For Pacquiao, the incentives are different. First, a megafight with Canelo would provide Manny with another huge pile of cash, something he burns through with alarming speed as he seeks to augment his political standing in the Philippines. Plus, by fighting Canelo, the amazing Filipino would be aiming for an incredible sixth lineal title, and should he somehow become the middleweight king, Manny’s legacy would hold something significant over Mayweather’s, his loss to Floyd notwithstanding. This matters because all the attention and accolades that would befall Manny in light of such a historic feat might be enough to stoke Floyd’s jealousy and competitive fire so that he feels he has no option but to get back in the ring.
And before you dismiss this train of thought as too far-fetched, just remember the driving force behind Mayweather’s career in his latter days: be the center of attention at all times, at all cost. Also, don’t forget Floyd Mayweather himself already set a precedent to the above scenario back in 2009, when he cut short his retirement in the wake of Manny’s stoppage of De La Hoya. He would surely be willing to come back to boxing for a tremendously lucrative rematch against a guy he already easily defeated.

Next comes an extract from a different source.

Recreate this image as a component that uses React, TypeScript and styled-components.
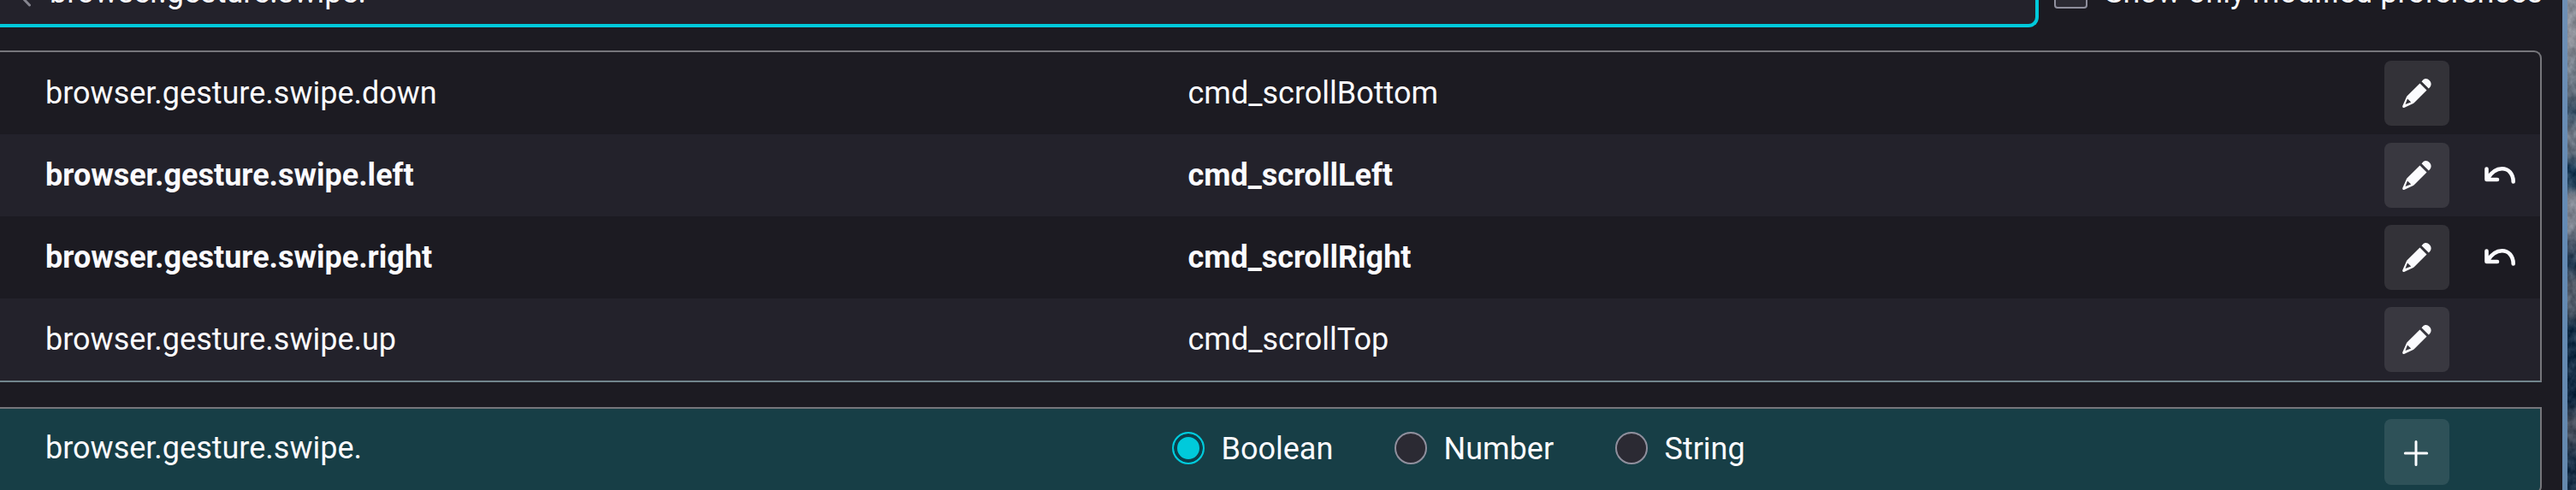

Ever since losing to Mayweather last year, Manny and his team have voiced over and over their desire for a second go-around with Floyd; a fight with Canelo could be the Pacman’s golden ticket to it. Pacquiao would lose very little in defeat to Canelo, a much bigger and stronger opponent, whom he would face in the twilight of his career. But were the Pacman to beat Canelo in the same way he beat Margarito or even Bradley last Saturday, the drums would surely beat louder for MayPac 2 than at any point since May of last year. The stage would thus be set for a rematch to the most lucrative prizefight in history. Unlikely? Sure. Impossible? Not by any stretch. When “The Theater of the Unexpected” has been replaced by “Boxing is a Business”, the only certainty we can count on is the commanding allure of the almighty dollar. If recent history is anything to go by, no one is beholden to that allure as much as the sport’s brightest luminaries.